The great thing I've discovered is that parts on these trucks are stupidly cheap. I got my truck as an ether addict, so I knew I had some work ahead of me. New return lines, glow plugs, wires, and batteries, I'm in the hole almost $400. She leaks because of a crappy o-ring, but she runs and pulls stumps, so I'm happy.

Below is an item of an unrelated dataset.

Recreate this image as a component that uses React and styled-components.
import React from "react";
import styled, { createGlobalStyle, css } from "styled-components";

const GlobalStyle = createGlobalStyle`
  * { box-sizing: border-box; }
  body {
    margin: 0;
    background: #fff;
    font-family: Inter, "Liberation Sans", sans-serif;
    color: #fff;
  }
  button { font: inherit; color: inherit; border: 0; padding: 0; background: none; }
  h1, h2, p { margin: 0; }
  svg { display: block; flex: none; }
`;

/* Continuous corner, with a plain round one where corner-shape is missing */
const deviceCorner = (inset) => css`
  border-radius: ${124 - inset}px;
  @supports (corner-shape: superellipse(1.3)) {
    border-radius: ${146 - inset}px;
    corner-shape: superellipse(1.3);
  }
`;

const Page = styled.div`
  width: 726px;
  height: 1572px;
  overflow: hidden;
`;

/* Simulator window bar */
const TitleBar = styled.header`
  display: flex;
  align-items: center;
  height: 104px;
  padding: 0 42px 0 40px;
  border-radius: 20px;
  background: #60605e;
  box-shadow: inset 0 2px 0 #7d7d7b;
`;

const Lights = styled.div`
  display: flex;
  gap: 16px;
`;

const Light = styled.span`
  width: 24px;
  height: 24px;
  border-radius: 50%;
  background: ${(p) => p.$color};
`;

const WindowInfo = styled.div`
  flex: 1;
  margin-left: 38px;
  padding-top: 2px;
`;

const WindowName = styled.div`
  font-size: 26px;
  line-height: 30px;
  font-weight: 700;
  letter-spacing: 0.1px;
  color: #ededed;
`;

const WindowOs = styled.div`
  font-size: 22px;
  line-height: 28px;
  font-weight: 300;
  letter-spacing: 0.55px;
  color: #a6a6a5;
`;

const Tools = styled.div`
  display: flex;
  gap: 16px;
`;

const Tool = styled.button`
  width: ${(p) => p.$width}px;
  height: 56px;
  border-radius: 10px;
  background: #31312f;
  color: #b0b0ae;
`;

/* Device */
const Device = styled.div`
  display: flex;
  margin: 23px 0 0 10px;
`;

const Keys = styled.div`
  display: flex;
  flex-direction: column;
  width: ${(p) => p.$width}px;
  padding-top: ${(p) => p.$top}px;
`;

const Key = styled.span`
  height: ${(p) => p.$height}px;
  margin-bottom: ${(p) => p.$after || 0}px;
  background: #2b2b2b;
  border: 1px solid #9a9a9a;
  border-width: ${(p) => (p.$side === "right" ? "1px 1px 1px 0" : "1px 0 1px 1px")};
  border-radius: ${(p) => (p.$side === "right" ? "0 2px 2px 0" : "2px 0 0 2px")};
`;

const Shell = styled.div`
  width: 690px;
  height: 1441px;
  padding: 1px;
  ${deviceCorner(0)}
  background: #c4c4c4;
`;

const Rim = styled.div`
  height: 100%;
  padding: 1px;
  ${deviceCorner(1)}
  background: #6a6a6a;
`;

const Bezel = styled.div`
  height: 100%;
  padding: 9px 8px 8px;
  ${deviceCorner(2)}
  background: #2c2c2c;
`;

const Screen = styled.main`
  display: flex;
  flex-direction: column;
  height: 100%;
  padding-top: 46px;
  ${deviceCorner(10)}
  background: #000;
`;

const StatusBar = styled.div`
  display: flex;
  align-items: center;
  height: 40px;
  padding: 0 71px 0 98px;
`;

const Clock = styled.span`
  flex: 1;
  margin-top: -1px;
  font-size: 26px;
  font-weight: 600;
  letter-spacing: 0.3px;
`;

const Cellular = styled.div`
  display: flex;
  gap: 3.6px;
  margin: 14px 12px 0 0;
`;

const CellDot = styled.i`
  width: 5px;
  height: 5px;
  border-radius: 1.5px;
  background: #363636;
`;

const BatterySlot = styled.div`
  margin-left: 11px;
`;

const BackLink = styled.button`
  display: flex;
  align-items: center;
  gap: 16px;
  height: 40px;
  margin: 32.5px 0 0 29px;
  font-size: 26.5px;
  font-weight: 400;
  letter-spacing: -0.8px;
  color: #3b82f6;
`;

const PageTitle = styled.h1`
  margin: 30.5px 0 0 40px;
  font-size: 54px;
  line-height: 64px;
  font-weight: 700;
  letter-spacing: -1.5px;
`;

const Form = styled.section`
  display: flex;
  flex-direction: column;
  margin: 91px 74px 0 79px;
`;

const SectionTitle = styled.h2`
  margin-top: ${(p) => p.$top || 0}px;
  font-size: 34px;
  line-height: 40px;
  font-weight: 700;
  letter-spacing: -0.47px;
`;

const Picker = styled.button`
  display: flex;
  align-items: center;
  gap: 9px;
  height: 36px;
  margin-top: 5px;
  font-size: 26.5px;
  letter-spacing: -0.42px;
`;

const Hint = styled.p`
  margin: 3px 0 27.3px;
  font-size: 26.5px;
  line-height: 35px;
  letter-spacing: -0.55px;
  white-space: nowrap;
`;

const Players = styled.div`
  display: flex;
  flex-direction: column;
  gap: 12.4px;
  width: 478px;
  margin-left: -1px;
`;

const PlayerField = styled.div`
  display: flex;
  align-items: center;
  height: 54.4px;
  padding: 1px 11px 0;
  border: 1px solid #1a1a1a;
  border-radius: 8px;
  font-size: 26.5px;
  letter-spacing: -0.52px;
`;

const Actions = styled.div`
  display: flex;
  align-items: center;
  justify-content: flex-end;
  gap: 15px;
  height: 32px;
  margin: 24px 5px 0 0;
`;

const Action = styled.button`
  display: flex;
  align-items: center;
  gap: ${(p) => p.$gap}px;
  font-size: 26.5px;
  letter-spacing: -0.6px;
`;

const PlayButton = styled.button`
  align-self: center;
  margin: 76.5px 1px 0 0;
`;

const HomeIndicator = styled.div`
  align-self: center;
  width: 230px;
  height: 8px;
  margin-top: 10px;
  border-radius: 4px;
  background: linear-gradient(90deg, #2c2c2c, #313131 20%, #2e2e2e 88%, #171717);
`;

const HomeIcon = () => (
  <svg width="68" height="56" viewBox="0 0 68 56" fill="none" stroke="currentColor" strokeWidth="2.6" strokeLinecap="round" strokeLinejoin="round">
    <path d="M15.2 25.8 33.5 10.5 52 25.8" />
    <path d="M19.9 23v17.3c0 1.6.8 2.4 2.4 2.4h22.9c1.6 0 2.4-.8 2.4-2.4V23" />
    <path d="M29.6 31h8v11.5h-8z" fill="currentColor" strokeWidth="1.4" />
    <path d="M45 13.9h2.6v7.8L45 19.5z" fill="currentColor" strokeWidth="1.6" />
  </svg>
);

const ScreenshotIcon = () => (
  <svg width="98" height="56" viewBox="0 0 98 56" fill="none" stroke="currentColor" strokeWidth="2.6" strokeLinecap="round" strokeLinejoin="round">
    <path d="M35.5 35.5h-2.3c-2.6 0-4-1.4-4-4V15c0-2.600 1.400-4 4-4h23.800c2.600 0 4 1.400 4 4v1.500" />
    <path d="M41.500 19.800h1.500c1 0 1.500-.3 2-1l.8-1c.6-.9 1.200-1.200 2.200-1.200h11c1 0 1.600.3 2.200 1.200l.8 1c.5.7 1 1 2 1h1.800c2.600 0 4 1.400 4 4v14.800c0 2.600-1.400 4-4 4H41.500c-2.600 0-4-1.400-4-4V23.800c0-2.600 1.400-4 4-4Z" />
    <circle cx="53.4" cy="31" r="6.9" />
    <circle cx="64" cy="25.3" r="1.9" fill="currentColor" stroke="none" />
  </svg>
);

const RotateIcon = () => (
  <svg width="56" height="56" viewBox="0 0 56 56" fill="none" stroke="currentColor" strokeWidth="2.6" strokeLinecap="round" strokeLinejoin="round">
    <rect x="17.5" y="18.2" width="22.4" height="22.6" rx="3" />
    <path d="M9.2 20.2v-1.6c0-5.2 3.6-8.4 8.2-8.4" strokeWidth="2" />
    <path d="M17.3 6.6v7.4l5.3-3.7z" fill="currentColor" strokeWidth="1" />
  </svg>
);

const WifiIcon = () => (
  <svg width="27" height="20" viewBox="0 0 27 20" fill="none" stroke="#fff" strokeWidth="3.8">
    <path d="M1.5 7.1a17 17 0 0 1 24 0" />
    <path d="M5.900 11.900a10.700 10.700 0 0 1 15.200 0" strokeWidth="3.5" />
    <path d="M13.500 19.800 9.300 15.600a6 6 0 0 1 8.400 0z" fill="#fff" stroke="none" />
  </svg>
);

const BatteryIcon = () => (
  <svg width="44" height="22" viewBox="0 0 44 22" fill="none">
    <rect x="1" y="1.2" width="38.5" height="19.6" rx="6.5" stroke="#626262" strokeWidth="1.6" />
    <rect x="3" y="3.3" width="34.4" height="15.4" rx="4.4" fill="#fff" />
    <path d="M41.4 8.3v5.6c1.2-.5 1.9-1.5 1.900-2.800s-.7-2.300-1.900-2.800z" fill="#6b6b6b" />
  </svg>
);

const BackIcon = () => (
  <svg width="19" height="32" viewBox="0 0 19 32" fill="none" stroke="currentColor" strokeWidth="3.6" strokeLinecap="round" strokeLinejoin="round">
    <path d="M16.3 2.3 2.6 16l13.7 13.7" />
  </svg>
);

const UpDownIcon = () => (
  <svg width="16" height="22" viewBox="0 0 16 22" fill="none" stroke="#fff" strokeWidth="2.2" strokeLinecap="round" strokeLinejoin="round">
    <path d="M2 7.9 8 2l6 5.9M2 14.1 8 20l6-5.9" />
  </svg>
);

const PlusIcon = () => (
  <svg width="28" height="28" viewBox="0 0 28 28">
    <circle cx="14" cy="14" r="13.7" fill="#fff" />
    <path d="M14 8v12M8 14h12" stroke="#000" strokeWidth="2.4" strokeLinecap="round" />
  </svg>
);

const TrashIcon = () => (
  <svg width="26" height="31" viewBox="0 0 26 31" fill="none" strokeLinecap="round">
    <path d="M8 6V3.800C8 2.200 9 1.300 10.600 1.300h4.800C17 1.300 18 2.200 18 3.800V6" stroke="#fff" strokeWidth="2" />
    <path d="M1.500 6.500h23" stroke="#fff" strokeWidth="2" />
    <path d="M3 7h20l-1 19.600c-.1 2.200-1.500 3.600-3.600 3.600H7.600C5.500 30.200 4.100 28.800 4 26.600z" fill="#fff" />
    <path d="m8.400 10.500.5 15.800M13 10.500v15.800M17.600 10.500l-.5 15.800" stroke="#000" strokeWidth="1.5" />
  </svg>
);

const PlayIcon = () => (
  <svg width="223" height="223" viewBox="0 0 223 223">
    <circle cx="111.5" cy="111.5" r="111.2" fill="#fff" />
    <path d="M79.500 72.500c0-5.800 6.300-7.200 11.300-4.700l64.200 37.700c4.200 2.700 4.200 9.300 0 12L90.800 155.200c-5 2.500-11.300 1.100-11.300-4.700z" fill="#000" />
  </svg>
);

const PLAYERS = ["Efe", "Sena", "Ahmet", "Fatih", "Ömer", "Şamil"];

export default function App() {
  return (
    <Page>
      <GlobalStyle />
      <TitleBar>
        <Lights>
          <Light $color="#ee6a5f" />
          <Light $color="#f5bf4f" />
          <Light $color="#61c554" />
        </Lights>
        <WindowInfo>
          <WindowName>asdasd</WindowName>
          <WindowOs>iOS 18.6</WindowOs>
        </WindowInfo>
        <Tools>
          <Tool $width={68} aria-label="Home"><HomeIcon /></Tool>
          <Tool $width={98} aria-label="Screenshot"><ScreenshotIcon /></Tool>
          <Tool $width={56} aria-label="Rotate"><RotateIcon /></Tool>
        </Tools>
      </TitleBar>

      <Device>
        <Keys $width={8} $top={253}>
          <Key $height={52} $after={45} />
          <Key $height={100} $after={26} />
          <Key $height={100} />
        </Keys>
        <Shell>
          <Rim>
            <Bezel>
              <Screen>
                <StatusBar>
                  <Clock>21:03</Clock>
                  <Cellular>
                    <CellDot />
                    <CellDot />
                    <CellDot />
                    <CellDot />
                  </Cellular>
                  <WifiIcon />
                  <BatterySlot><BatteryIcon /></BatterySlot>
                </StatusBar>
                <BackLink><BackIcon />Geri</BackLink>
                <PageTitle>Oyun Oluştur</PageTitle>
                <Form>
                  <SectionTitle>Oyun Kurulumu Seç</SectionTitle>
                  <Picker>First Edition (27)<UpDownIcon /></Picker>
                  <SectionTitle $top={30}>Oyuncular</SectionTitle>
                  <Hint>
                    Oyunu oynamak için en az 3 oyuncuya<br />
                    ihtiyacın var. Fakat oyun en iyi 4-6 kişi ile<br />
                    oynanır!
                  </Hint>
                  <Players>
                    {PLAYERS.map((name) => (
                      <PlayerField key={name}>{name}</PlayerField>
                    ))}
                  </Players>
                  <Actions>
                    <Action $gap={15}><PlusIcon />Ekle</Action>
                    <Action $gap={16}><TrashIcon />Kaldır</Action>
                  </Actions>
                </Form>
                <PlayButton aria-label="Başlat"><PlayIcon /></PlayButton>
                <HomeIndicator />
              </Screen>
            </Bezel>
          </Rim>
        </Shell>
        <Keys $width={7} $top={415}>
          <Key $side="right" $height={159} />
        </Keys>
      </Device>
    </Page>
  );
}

The great thing I've discovered is that parts on these trucks are stupidly cheap. I got my truck as an ether addict, so I knew I had some work ahead of me. New return lines, glow plugs, wires, and batteries, I'm in the hole almost $400. She leaks because of a crappy o-ring, but she runs and pulls stumps, so I'm happy.
#11
Ask what was done during the "rebuild". If he mentions ANYTHING about punching the cylinders out, even as little as .010 over, WALK AWAY. Yes, the cavitation issue is a huge scare without a lot of supporting instances, but 7.3's simply can't take being bored out. Their cylinder walls are ridiculously thin as it is.
#14
Looks super clean, especially since it's a snow truck. I'd say ask the owner if they switched gears to accommodate the larger tires. Always check the bracket that the leaf springs are attached to for rust. It's not a major issue, cheap, but a headache drilling out those rivets. Check the inside of the rear fenders for rust or to see if they've been replaced. Good deal.